There is an excellent read in the Wall Street Journal today from Susan DeVore, the President and CEO of the Premier, Inc. alliance of 3,000 community hospitals throughout the country.  (Ms. DeVore is also chairman of the Healthcare Leadership Council.)

In her WSJ piece, Ms. DeVore notes that, while other industries have made excellent use of evolving information technologies to improve customer service and strengthen cost-efficiency, healthcare has lagged behind.  Improved data sharing is essential, she writes, “to ensure the right information about the right patient is available at the right time.”  She is absolutely correct in her assertion that making this happen is a responsibility shared by the private sector and public officials.

The DeVore column is below:

SUSAN DEVORE: Imagine what Twitter would be like if you were only able to have and Tweet to one follower? Or if email only worked within the four walls of your organization? Technology has made information sharing seamless and almost limitless for most people and industries. But it hasn’t reached its full potential in health care.

In health care, technology is foundational to drive change and improve the quality and value of patient care.
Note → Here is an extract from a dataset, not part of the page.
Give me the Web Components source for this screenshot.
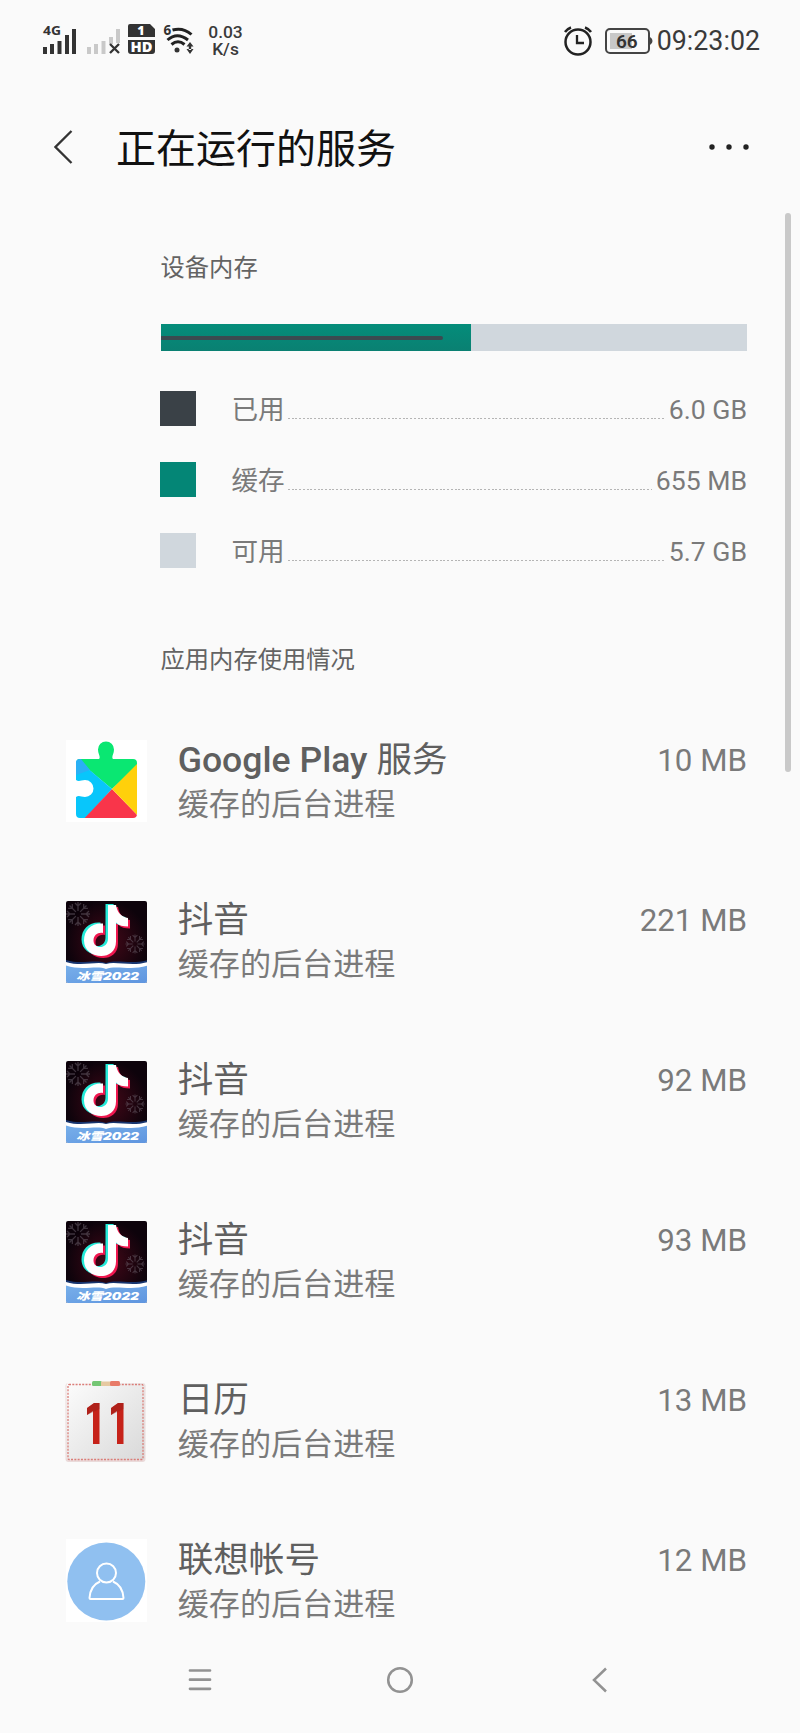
<!DOCTYPE html>
<html lang="zh-CN">
<head>
<meta charset="utf-8">
<title>正在运行的服务</title>
<style>
html,body{margin:0;height:100%;background:#fafafa}
body{font-family:Roboto,"Noto Sans CJK SC",sans-serif;color:#7a7a7a;overflow:hidden}
</style>
</head>
<body>
<phone-screen>
  <status-bar slot="status" speed="0.03" battery="66" time="09:23:02"></status-bar>
  <app-bar slot="bar">正在运行的服务</app-bar>
  <section-title style="--h:56px">设备内存</section-title>
  <memory-bar></memory-bar>
  <memory-row color="#3a4147" label="已用">6.0 GB</memory-row>
  <memory-row color="#048676" label="缓存">655 MB</memory-row>
  <memory-row color="#d0d7dd" label="可用">5.7 GB</memory-row>
  <section-title style="--h:116px;--top:31px">应用内存使用情况</section-title>
  <process-row icon="play" size="10 MB"><b>Google Play</b> 服务</process-row>
  <process-row icon="douyin" size="221 MB">抖音</process-row>
  <process-row icon="douyin" size="92 MB">抖音</process-row>
  <process-row icon="douyin" size="93 MB">抖音</process-row>
  <process-row icon="calendar" size="13 MB">日历</process-row>
  <process-row icon="account" size="12 MB">联想帐号</process-row>
  <nav-bar slot="nav"></nav-bar>
</phone-screen>
<script>
const define = (name, render) => customElements.define(name, class extends HTMLElement {
  constructor(){ super(); this.attachShadow({mode:'open'}); }
  connectedCallback(){ this.shadowRoot.innerHTML = render(this); }
});

define('app-icon', el => {
  const flake = (x,y,s) => `<g transform="translate(${x} ${y}) scale(${s})" stroke="#6f6470" stroke-width="1.3" fill="none" opacity=".5">${
    [0,45,90,135,180,225,270,315].map(a=>`<path transform="rotate(${a})" d="M0-3V-12M-3-11L0-8L3-11"/>`).join('')}</g>`;
  const note = 'M42 4h8c1 7 5 12 12 13v8.500c-5 0-9-1-12-4v19c0 21-32 18-32-1 0-11 8-18 19-17v9.500c-5-1-9.500 2-9.500 7.500 0 9 14.500 9 14.500-2z';
  const icons = {
    play: `<rect width="81" height="82" y="-1" fill="#fff"/>
      <clipPath id="p"><path d="M14 18H33C35 16 32 13 32 8.500a8 8 0 0 1 16 0c0 4.500-3 7.500-1 9.500H67q4 0 4 4V73q0 4-4 4H14q-4 0-4-4V56c3-2 5 0 9 0a8.500 8.500 0 0 0 0-17c-4 0-6 2-9 0V22q0-4 4-4Z"/></clipPath>
      <g clip-path="url(#p)"><path d="M0 0h82v15L46 48 10 18z" fill="#0ae772"/><path d="M0 9L46 48 17 80H0z" fill="#08c6fb"/><path d="M0 9L15 18 24 29 10 34z" fill="#2ab0f5"/><path d="M14 82L46 48 79 82z" fill="#f9354a"/><path d="M46 48L82 12V85z" fill="#ffd00b"/></g>`,
    douyin: `<defs><clipPath id="d"><rect width="81" height="82" rx="2"/></clipPath>
      <linearGradient id="b" x1="0" x2="1" y2="1"><stop stop-color="#77afea"/><stop offset="1" stop-color="#5f95df"/></linearGradient>
      <radialGradient id="r"><stop stop-color="#450818"/><stop offset="1" stop-color="#0d030b"/></radialGradient></defs>
      <g clip-path="url(#d)"><rect width="82" height="82" fill="url(#r)"/>
      ${flake(12,13,1)}${flake(69,43,.8)}
      <path d="${note}" fill="#ef174f" transform="translate(2 2)"/><path d="${note}" fill="#26ead9" transform="translate(-2.500 -1)"/><path d="${note}" fill="#fff"/>
      <path d="M0 59C16 64 28 58 40 62 52 58 65 64 82 59V82H0z" fill="#17346e"/>
      <path d="M0 61C16 66 30 60 40 63 50 60 66 66 82 61V82H0z" fill="#fff"/>
      <path d="M0 64.500C16 70 31 64 40 68 50 64 66 70 82 64.500V82H0z" fill="url(#b)"/>
      <text x="10" y="79" textLength="63" lengthAdjust="spacingAndGlyphs" font-family="Inter,'Noto Sans CJK SC',sans-serif" font-size="10.500" font-style="italic" font-weight="900" fill="#fff">冰雪2022</text></g>`,
    calendar: `<defs><linearGradient id="c" x2="1" y2="1"><stop stop-color="#fcfcfc"/><stop offset="1" stop-color="#d9d9d9"/></linearGradient></defs>
      <rect x="-.5" y="2" width="80" height="79" rx="3" fill="#eadada"/><rect x=".5" y="2" width="78" height="77" rx="2" fill="url(#c)"/>
      <rect x="2" y="3.500" width="75" height="75" rx="1" fill="none" stroke="#db7d78" stroke-width="1.300" stroke-dasharray="2 1.300"/>
      <rect x="26" y="0" width="10" height="5" rx="1.500" fill="#74c674"/><path d="M35 .5h10v4.500H35z" fill="#e6c9a1"/><rect x="44" y="0" width="10" height="5" rx="1.500" fill="#e87b68"/>
      <g fill="#c62219"><path d="M28 22h5.500v41H27V30l-6 4v-7zM52 22h5.500v41H51V30l-6 4v-7z"/></g><path d="M28 22h5.500v6L21 34v-7zM52 22h5.500v6L45 34v-7z" fill="#8e211b" opacity=".4"/>`,
    account: `<rect y="-2" width="81" height="83" fill="#fff"/><circle cx="40.300" cy="40.500" r="39" fill="#90c0f0"/>
      <g fill="none" stroke="#fff" stroke-width="2"><circle cx="40.500" cy="32" r="9.500"/><path d="M34 40.500C28 43 24 49 23.500 57q0 1 1 1H56.500q1 0 1-1C57 49 53 43 47 40.500"/></g>`
  };
  return `<style>:host{display:block;width:82px;height:82px}svg{display:block;overflow:visible}</style><svg width="82" height="82">${icons[el.getAttribute('name')]}</svg>`;
});

define('status-bar', el => `<style>
  :host{display:flex;align-items:center;justify-content:space-between;height:82px;box-sizing:border-box;padding:0 40px 0 42px;color:#3a3a3a}
  .g{display:flex;align-items:center}svg{display:block;overflow:visible}
  .s{display:grid;grid-template-rows:17px 17px;font-size:17.400px;line-height:17px;text-align:center;font-weight:500;width:38px;margin-left:8.500px}
  .t{font-size:26.800px;line-height:30px;margin-left:5px;width:104px;text-align:right;white-space:nowrap}
  .r svg{margin-right:-1px;transform:translateX(1px)}
  </style>
  <div class="g"><svg width="156" height="34" fill="#333">
    <text x="1" y="11" font-family="Open Sans" font-weight="700" font-size="12" textLength="18" lengthAdjust="spacingAndGlyphs">4G</text>
    <path d="M1 23h4v7H1zM8 20h4v10H8zM15.500 17h4v13h-4zM23 11h4v19h-4zM30 5h4v25h-4z"/>
    <path d="M45 23h4v7h-4zM52 20h4v10h-4zM59.500 17h4v13h-4zM67 13h4v7h-4zM74 5h4v14h-4z" fill="#c9c9c9"/>
    <path d="M68 20l9 9M77 20l-9 9" stroke="#333" stroke-width="2.300"/>
    <path d="M88 0H108L113 5V13H86V2q0-2 2-2zM86 16h27v11q0 3-3 3H89q-3 0-3-3z"/>
    <g fill="#fff" font-family="Open Sans" font-weight="800" text-anchor="middle"><text x="99" y="11" font-size="12.500">1</text><text x="99.500" y="28" font-size="13.500" textLength="22" lengthAdjust="spacingAndGlyphs">HD</text></g>
    <text x="121.500" y="11" font-family="Open Sans" font-weight="700" font-size="13.500">6</text>
    <g fill="none" stroke="#222" stroke-width="3"><path d="M130.500 6Q141 3 149.500 10.500"/><path d="M125.500 16Q135 7.500 146 16"/><path d="M129.500 20.500Q136 15 142.500 20.500"/></g><circle cx="135" cy="26" r="2.500"/>
    <path d="M148 18l3.500 4.500h-7zM148 30l3.500-5h-7zM146.800 22h2.400v4h-2.400z"/>
  </svg><div class="s"><span>${el.getAttribute('speed')}</span><span>K/s</span></div></div>
  <div class="g r"><svg width="92" height="30" fill="none" stroke="#222">
    <circle cx="17" cy="16" r="12.500" stroke-width="2.500"/><path d="M16 9v8h7" stroke-width="2.300"/><path d="M4 6q2-3 6-4.500M24 1.500Q28 3 30 6" stroke-width="2.500"/>
    <rect x="45" y="3" width="43" height="24" rx="4" stroke="#444" stroke-width="2"/><path d="M89 11q2.500 1.500 2.500 4T89 19z" fill="#444" stroke="none"/>
    <rect x="49" y="7" width="22" height="16" fill="#c8c8c8" stroke="none"/>
    <text x="65.800" y="22" fill="#333" stroke="none" font-size="19" font-weight="600" text-anchor="middle">${el.getAttribute('battery')}</text>
  </svg><span class="t">${el.getAttribute('time')}</span></div>`);

define('app-bar', () => `<style>
  :host{display:flex;align-items:center;height:130px;box-sizing:border-box;padding:0 50px 0 54px;color:#111;font-size:40px;line-height:50px}
  svg{display:block}.t{flex:1;margin:5px 0 0 43px;white-space:nowrap}
  </style><svg width="19" height="34" fill="none" stroke="#333" stroke-width="2.300"><path d="M17.500 1L1.500 17 17.500 33"/></svg>
  <div class="t"><slot></slot></div><svg width="42" height="8" fill="#222"><circle cx="4" cy="4" r="2.700"/><circle cx="21" cy="4" r="2.700"/><circle cx="38" cy="4" r="2.700"/></svg>`);

define('section-title', () => `<style>:host{display:flex;flex:none;box-sizing:border-box;align-items:center;height:var(--h);padding:var(--top,0) 0 0 160.500px;font-size:24.300px;line-height:30px;color:#636363}</style><slot></slot>`);

define('memory-bar', () => `<style>
  :host{display:block;flex:none;padding:28px 53.500px 22px 161px}
  .track{height:27px;background:#d0d7dd}.cache{width:310px;height:27px;display:flex;align-items:center;background:linear-gradient(#048d7a,#0a8072)}
  .used{width:282px;height:4px;background:#3a4a50;border-radius:0 2px 2px 0}
  </style><div class="track"><div class="cache"><div class="used"></div></div></div>`);

define('memory-row', el => `<style>
  :host{display:flex;flex:none;align-items:center;height:71px;padding:0 53px 0 160px;font-size:26.600px;line-height:32px}
  i{width:35.500px;height:35.500px;background:${el.getAttribute('color')};margin-right:36px}
  span{padding-top:3px}
  .dots{flex:1;padding:0;height:1px;margin:20px 4px 0 3px;background:repeating-linear-gradient(90deg,#b5b5b5 0 2px,transparent 2px 3.700px)}
  </style><i></i><span>${el.getAttribute('label')}</span><span class="dots"></span><span><slot></slot></span>`);

define('process-row', el => `<style>
  :host{display:grid;grid-template-columns:82px 1fr auto;column-gap:29.700px;height:160px;flex:none;box-sizing:border-box;padding:39px 53px 0 66px}
  .txt{display:flex;flex-direction:column;white-space:nowrap}
  .n{font-size:35.600px;line-height:44px;height:44px;color:#5f5f5f;margin-top:-3px}
  .s{font-size:31.100px;line-height:44px;height:44px;margin-top:1px}
  .v{font-size:31.300px;line-height:40px}
  ::slotted(b){font-weight:500}
  </style><app-icon name="${el.getAttribute('icon')}"></app-icon>
  <div class="txt"><div class="n"><slot></slot></div><div class="s">缓存的后台进程</div></div>
  <div class="v">${el.getAttribute('size')}</div>`);

define('nav-bar', () => `<style>
  :host{display:grid;grid-template-columns:repeat(3,200px);justify-content:center;align-items:center;justify-items:center;height:107px;background:#fafafa}
  svg{display:block}</style>
  <svg width="24" height="24" fill="none" stroke="#929292" stroke-width="2.700" stroke-linecap="round"><path d="M2 2.500H22M2 11.700H22M2 20.800H22"/></svg>
  <svg width="28" height="28" fill="none" stroke="#929292" stroke-width="2.500"><circle cx="14" cy="14" r="11.800"/></svg>
  <svg width="16" height="26" fill="none" stroke="#929292" stroke-width="2.500"><path d="M14 1.500L2 13 14 24.500"/></svg>`);

define('phone-screen', () => `<style>
  :host{display:flex;flex-direction:column;height:1733px;width:800px;position:relative;background:#fafafa}
  main{flex:1;min-height:0;overflow:hidden;display:flex;flex-direction:column;padding-top:28px;box-sizing:border-box}
  .bar{position:absolute;right:9px;top:213px;width:6.500px;height:559px;border-radius:4px;background:#c9c9c9}
  </style><slot name="status"></slot><slot name="bar"></slot><main><slot></slot></main><slot name="nav"></slot><div class="bar"></div>`);
</script>
</body>
</html>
The problem is that important health-care data cannot flow freely among the various health-information-technology systems that hospitals and health systems use. This hinders the ability for providers to connect and easily exchange information across their organizations and with other health systems.

As health systems focus on accountable care and increasingly move toward alternative payment models, the need for interoperable data across all health-information technology systems becomes critical. The ability to seamlessly pull discrete data anytime, anywhere helps to ensure the right information about the right patient is available at the right time. But today, providers are challenged with having to double check data pulled from disparate devices to make sure the information matches, such as dosing and blood sugar levels. Not only is this a step back for efficiency, but it is another manual process that has the potential to create errors and patient-safety issues.

To truly leverage health-information technology’s full potential, diverse networks and systems in health care must be able to talk to each other. To do so, we should require the use of innovative technology solutions such as open application programming interfaces (APIs) and secure third-party applications that connect the data to enable the real-time exchange of information.

Designing and implementing health-information technology that promotes collaboration among all stakeholders would create a learning health system that focuses on improving health-care quality, efficiency, safety, affordability and access. Private-public partnerships on interoperability governance, standards, measures and system transparency are essential to make this work.

A few weeks ago I was watching as my grandchildren were playing with their parents’ smartphones. At their ages, they are only interested in the bells and whistles, but in their little hands were devices probably considered impossible 10 or 15 years ago. Through innovation, ingenuity and necessity, my hope is that the challenge of interoperability becomes an obsolete concern.